Our decisions can be maintained on principle, sustained by authority, if we concede this entire case to turn on the “customary dispatch” of the port of New Orleans. The lawful, reasonable, and well-known customs of the port of New Orleans affecting the contract in this case for customary dispatch, etc., are the customs not to discharge on Sundays, nor in the rain, and not any unreasonable practices allowing consignees delays to sell goods.

“Customary dispatch in discharging” I understand to mean discharging with speed, haste, expedition, due diligence, according to the lawful, reasonable, well-known customs of the port of discharge. It is the same as usual dispatch, not the same as quick dispatch, which latter has been held to exclude certain usages and customs. Davis v. Wallace, 3 Cliff. 123; Thacher v. Boston Gas-light, 2 Low. 362; Keen v. Audendried, 5 Ben. 535.

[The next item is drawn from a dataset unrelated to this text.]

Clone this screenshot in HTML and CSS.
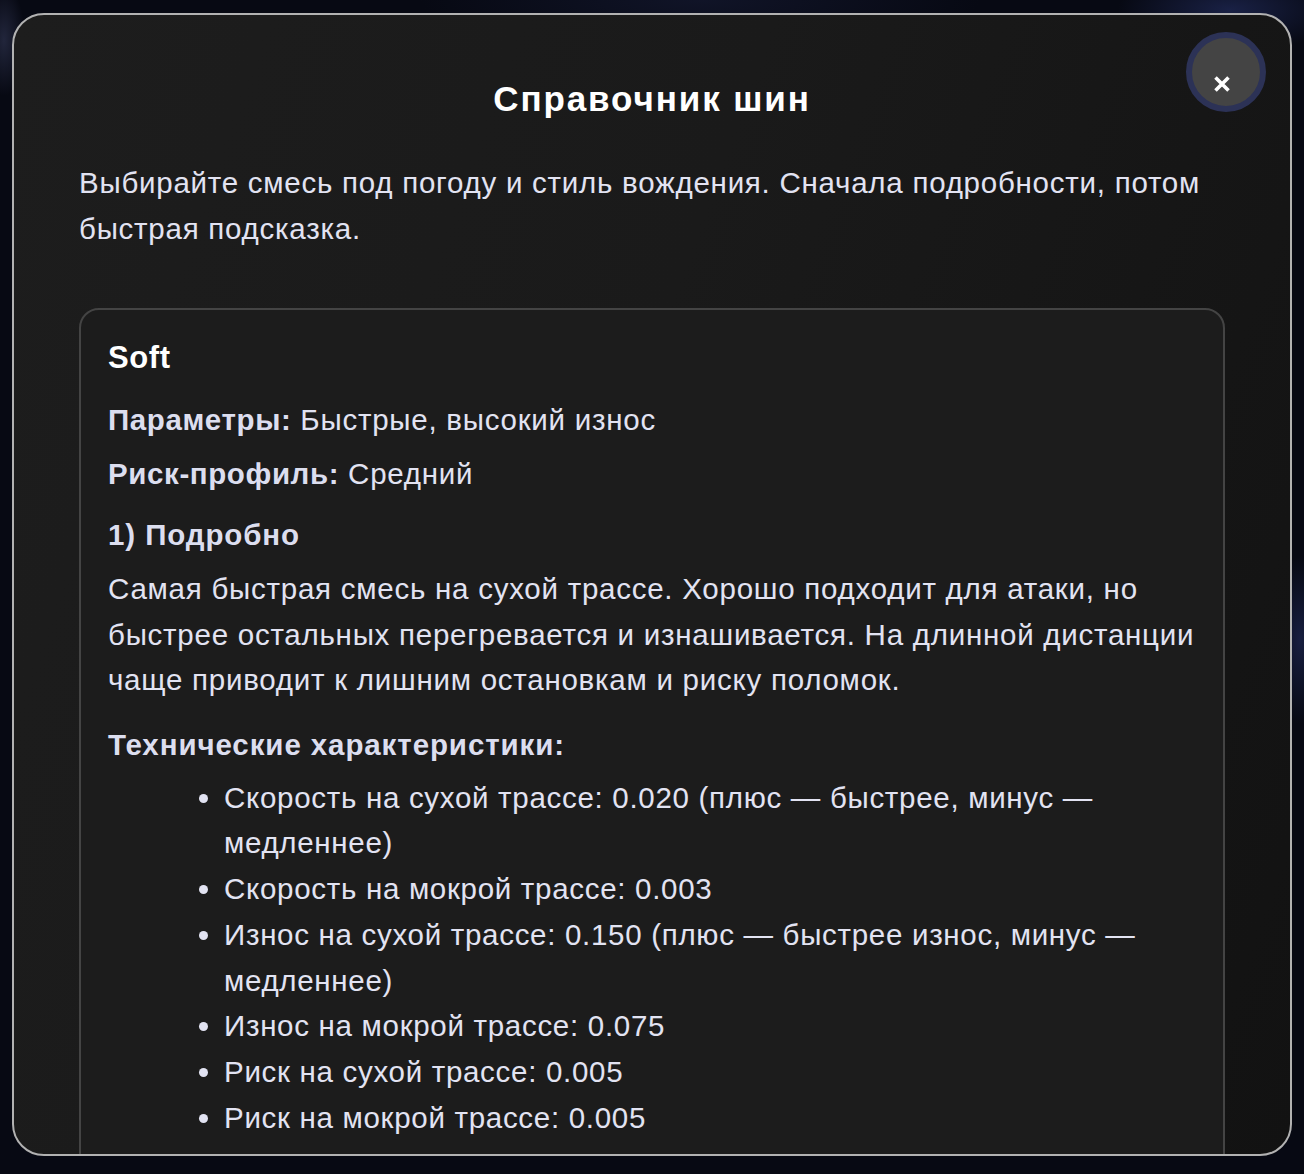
FILE: index.html
```html
<!DOCTYPE html>
<html lang="ru">
<head>
<meta charset="utf-8">
<title>Справочник шин</title>
<link rel="stylesheet" href="styles.css">
</head>
<body>
<div class="backdrop">
  <div class="modal">
    <button class="close" aria-label="Закрыть">
      <svg class="close-icon" width="18" height="18" viewBox="0 0 18 18"><path d="M2.5 2.5 L15.5 15.5 M15.5 2.5 L2.5 15.5" stroke="#ffffff" stroke-width="3.6" stroke-linecap="butt"/></svg>
    </button>
    <h1 class="title">Справочник шин</h1>
    <p class="intro">Выбирайте смесь под погоду и стиль вождения. Сначала подробности, потом быстрая подсказка.</p>
    <div class="card">
      <h2 class="card-title">Soft</h2>
      <p class="row"><b>Параметры:</b> Быстрые, высокий износ</p>
      <p class="row"><b>Риск-профиль:</b> Средний</p>
      <h3 class="sub">1) Подробно</h3>
      <p class="text">Самая быстрая смесь на сухой трассе. Хорошо подходит для атаки, но быстрее остальных перегревается и изнашивается. На длинной дистанции чаще приводит к лишним остановкам и риску поломок.</p>
      <h3 class="sub sub-tech">Технические характеристики:</h3>
      <ul class="specs">
        <li>Скорость на сухой трассе: 0.020 (плюс — быстрее, минус — медленнее)</li>
        <li>Скорость на мокрой трассе: 0.003</li>
        <li>Износ на сухой трассе: 0.150 (плюс — быстрее износ, минус — медленнее)</li>
        <li>Износ на мокрой трассе: 0.075</li>
        <li>Риск на сухой трассе: 0.005</li>
        <li>Риск на мокрой трассе: 0.005</li>
      </ul>
    </div>
  </div>
</div>
</body>
</html>
```

FILE: styles.css
```css
* { box-sizing: border-box; }

html, body {
  margin: 0;
  padding: 0;
  height: 100%;
}

body {
  font-family: "Liberation Sans", Arial, sans-serif;
  background: #070913;
  overflow: hidden;
}

.backdrop {
  height: 1174px;
  padding: 13px 12px 0 12px;
  background:
    radial-gradient(ellipse 160px 60px at 1230px 10px, rgba(40, 52, 110, 0.55), transparent 70%),
    radial-gradient(ellipse 40px 120px at 1300px 640px, rgba(40, 52, 110, 0.5), transparent 70%),
    radial-gradient(ellipse 30px 80px at 4px 40px, rgba(60, 66, 100, 0.5), transparent 70%),
    radial-gradient(ellipse 400px 80px at 700px 0px, rgba(30, 36, 70, 0.4), transparent 70%),
    #070913;
}

.modal {
  position: relative;
  width: 1280px;
  height: 1143px;
  border: 2px solid #b2b2b2;
  border-radius: 32px;
  background: linear-gradient(110deg, #1d1d1d 0%, #1a1a1a 45%, #121212 100%);
  padding: 65px 65px 0 65px;
  overflow: hidden;
  color: #e2e3f2;
}

.close {
  position: absolute;
  top: 17px;
  right: 24px;
  width: 80px;
  height: 80px;
  border-radius: 50%;
  background: #444444;
  border: 6px solid #2c3256;
  padding: 0;
  cursor: pointer;
}

.close-icon {
  position: absolute;
  left: 21px;
  top: 37px;
}

.title {
  margin: 0;
  font-size: 35px;
  line-height: 38px;
  font-weight: 700;
  letter-spacing: 1.9px;
  color: #ffffff;
  text-align: center;
}

.intro {
  margin: 42px 0 0 0;
  font-size: 29.5px;
  line-height: 45.7px;
  letter-spacing: 0.75px;
}

.card {
  margin-top: 57px;
  border: 2px solid #444444;
  border-radius: 20px;
  background: #1c1c1c;
  padding: 30px 27px 40px 27px;
}

.card-title {
  margin: 0 0 21px 0;
  font-size: 31px;
  line-height: 36px;
  font-weight: 700;
  letter-spacing: 0.6px;
  color: #ffffff;
}

.row {
  margin: 0 0 8px 0;
  font-size: 29.5px;
  line-height: 45.7px;
  letter-spacing: 0.75px;
}

.row b, .sub {
  font-weight: 700;
  color: #dcdeef;
  letter-spacing: 0.6px;
}

.sub {
  margin: 15px 0 8.4px 0;
  font-size: 29.5px;
  line-height: 45.7px;
  letter-spacing: 0.9px;
}

.sub-tech {
  margin: 19px 0 7px 0;
}

.text {
  margin: 0;
  font-size: 29.5px;
  line-height: 45.7px;
  letter-spacing: 0.75px;
}

.specs {
  margin: 0;
  padding-left: 116px;
  font-size: 29.5px;
  line-height: 45.7px;
  letter-spacing: 0.7px;
}
```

With regard to the time allowed in this case for rain, it is urged that I ought not to have considered the testimony of the United States signal officer as the best evidence to be had.

I only put the evidence of the signal officer as the better evidence when opposed to those witnesses who, having kept no record, some time afterwards swore to the state of the weather from memory, and I think there can be no doubt of the correctness of this position. Proctors for the defendant, or else I, mistake the effect of the signal officer's testimony, for it was on his record that I allowed one day for rain.

The testimony for respondent does not reliably show any rain before Thursday, by which time the cargo should have been fully discharged. Courtrault, discharging clerk, swearing from his book, mentions no rain before Thursday. The ship's mate, testifying with the ship's log before him, says it rained on Tuesday. This is in corroboration of the signal officer. And not another single witness that I discover swears by recollection to rain on any particular day before Thursday, and the evidence generally of all such witnesses in this case is abuse of the weather.

The application for a rehearing is denied.

* Reported by Joseph P. Hornor, Esq., of the New Orleans bar.